There are several biological processes by which these microorganisms help develop the soil and allow plants to grow. For one, many bacteria can carry out photosynthesis, using sunlight to synthesize food from carbon dioxide and water. Some bacteria and fungi can also carry out nitrogen fixation, which is the process of converting nitrogen in the atmosphere to ammonia, more readily absorbed by plants. The nitrogen, in turn, can be used by other organisms. These biological processes help cultivate the soil in deglaciated landscapes by depositing nutrients, which ultimately allow plants to grow. Plant seeds and spores, also dispersed by the wind, make their way to high elevation areas. But once there, the plants rely on microorganisms to supply minerals and fix nitrogen.
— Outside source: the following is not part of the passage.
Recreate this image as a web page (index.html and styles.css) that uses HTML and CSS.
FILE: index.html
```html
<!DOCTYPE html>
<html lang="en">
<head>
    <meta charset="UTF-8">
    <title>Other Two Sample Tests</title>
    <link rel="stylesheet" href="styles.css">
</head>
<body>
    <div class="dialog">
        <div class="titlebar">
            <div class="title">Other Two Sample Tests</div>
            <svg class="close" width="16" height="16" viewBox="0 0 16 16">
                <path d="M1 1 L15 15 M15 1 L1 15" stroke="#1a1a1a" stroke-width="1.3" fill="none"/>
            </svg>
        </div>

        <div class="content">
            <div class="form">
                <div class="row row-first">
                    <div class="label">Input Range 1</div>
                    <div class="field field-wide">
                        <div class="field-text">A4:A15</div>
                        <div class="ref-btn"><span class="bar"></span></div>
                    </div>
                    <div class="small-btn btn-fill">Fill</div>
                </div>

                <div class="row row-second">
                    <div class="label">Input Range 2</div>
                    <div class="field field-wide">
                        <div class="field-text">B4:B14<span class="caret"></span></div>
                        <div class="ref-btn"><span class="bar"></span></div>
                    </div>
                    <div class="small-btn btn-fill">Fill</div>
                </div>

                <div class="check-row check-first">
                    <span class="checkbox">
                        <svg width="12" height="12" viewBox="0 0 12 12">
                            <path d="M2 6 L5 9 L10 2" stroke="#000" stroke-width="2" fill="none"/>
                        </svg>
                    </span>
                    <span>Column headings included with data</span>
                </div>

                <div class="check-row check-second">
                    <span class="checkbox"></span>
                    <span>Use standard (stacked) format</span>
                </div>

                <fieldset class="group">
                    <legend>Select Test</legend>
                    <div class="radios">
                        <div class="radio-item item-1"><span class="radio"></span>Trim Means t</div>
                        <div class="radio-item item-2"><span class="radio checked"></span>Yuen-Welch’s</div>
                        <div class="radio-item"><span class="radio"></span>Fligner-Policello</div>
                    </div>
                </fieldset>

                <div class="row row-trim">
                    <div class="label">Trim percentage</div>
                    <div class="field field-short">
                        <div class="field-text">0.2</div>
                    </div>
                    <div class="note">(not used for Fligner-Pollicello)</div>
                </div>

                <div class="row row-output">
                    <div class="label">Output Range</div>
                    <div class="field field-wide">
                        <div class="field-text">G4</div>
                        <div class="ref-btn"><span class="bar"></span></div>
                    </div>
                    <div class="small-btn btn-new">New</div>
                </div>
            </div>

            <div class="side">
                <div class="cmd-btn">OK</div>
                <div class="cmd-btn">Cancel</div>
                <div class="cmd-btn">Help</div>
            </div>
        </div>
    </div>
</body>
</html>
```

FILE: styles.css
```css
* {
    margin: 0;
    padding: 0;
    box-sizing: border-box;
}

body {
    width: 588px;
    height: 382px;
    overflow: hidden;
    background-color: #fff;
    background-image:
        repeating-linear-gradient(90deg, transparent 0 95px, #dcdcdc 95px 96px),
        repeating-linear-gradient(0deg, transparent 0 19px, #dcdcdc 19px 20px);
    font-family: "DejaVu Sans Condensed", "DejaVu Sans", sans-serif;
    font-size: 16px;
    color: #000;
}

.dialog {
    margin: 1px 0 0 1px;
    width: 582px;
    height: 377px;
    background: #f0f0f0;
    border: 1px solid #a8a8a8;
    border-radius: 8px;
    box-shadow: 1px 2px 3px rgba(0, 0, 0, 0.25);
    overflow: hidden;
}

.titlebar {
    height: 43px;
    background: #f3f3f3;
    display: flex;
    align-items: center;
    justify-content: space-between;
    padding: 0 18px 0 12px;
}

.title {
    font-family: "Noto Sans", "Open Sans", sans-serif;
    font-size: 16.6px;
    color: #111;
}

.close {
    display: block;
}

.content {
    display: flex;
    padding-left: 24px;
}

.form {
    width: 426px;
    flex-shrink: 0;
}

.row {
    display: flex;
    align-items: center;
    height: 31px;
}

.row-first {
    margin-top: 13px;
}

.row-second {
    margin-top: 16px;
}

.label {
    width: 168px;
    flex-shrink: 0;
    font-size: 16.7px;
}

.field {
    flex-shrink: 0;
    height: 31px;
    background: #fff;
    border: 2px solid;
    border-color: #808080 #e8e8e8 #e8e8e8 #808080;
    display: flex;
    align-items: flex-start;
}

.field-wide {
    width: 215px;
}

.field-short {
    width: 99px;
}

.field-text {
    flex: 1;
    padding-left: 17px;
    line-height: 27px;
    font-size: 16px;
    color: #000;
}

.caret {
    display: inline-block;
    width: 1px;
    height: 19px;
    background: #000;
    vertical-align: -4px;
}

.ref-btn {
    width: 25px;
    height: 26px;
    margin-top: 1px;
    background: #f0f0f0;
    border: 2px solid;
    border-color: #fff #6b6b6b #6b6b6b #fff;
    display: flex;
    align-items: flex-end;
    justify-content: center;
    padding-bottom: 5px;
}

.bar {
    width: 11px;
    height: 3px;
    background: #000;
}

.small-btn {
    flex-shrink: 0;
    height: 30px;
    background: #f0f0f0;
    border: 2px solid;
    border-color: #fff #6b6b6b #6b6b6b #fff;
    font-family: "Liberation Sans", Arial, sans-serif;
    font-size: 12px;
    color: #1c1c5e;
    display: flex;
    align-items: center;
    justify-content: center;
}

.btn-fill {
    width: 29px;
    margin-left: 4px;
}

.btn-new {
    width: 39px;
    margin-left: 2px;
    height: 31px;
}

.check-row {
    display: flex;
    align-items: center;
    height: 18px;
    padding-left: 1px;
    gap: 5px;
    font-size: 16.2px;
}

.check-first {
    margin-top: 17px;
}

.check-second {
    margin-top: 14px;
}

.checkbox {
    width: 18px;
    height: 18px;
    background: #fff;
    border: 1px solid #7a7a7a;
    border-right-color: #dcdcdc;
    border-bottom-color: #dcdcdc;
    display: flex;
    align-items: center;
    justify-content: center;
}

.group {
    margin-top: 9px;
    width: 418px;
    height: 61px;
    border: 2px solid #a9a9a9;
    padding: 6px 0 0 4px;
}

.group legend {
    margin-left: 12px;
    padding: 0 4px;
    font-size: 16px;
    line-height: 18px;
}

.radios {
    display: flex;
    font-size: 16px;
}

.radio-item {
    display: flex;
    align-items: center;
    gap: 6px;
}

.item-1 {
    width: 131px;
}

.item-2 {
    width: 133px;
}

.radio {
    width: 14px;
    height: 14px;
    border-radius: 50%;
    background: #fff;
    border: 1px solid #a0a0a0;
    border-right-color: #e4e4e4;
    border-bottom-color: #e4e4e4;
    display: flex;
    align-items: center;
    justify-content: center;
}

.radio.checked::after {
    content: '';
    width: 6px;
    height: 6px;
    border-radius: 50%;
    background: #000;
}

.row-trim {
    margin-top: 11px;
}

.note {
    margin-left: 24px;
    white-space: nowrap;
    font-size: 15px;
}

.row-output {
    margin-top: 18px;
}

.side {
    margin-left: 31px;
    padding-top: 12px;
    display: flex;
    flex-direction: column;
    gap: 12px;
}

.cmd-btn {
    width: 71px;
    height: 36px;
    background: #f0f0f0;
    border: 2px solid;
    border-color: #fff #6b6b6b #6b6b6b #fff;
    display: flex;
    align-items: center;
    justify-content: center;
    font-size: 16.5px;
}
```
Rooey Angel, a coauthor of the report on the high altitude plants, talked to GlacierHub about his team’s findings. “Indeed, microbial colonisation of glacial forefield is crucial for starting soil development processes, release of minerals from soil particles, accumulation of organic carbon and nitrogen fixation,” he said. “However, with respect to nitrogen, it is important to remember that there’s a large effect of atmospheric nitrogen deposition on the forefield ecosystem, which makes nitrogen fixation less crucial.”
Once plants arrive up the mountain, they further enrich the soil in deglaciated landscapes with organic matter and nutrients through a process of rhizodeposition (in which roots release organic compounds into the environment) and by weathering the bedrock. The soil surrounding the plant and containing its roots, known as the rhizosphere, is high in microbial activity. The plants use microorganisms to supply minerals and fix nitrogen, making it impossible for plants to precede microorganisms in colonization. Lack of nitrogen is one of the only biological reasons plants cannot arrive first in newly deglaciated soils.
The specimens located by the researchers included five perennial herbs and one perennial grass, ranging in color and structure. All of the plants were found at high altitudes formerly covered in glaciers, often at elevations from 5,000 to 6,000 meters above sea level. Of the four plants where age could be determined, three were less than 10 years old and one, Ladakiella klimesii, was approximately 15 years old.
The L. klimesii, also known as Alyssum klimesii, is a plant in the mustard family and a close relative of sweet alyssum, a plant commonly grown in gardens for its hardiness and drought tolerance as well as for its profuse white blooms and rich fragrance. The specimen of L. klimesii resembles a tiny gray bush and is 1-3 cm tall and 2-10 cm in diameter. The species is endemic to the Tibetan Plateau and grows in subnival zones. In Ladakh these plants are found in 5,350 to 6,150 meters, with optimum altitudes at 5,800 meters. The researchers emphasize that this new specimen provides evidence of the recent upward migration of plants and rapid changes affecting the western Himalayan slopes.
In addition, the researchers discovered that the roots of the plants harbored several hundred types of microbes; these are termed OTUs or operational taxonomic units, and correspond to species. Other harsh climates like the patches of soil in coastal and interior Antarctic environments have similar OTUs, which demonstrates the remarkable resilience of these microbes.
Thanks to microorganisms cultivating land that had once been covered by glacier ice, researchers have discovered the highest-ever elevation plants, a surprising side effect of climate change. This new record offers testimony both to the profound effects of climate change on ecosystems and to the vigor of the diverse organisms on our planet.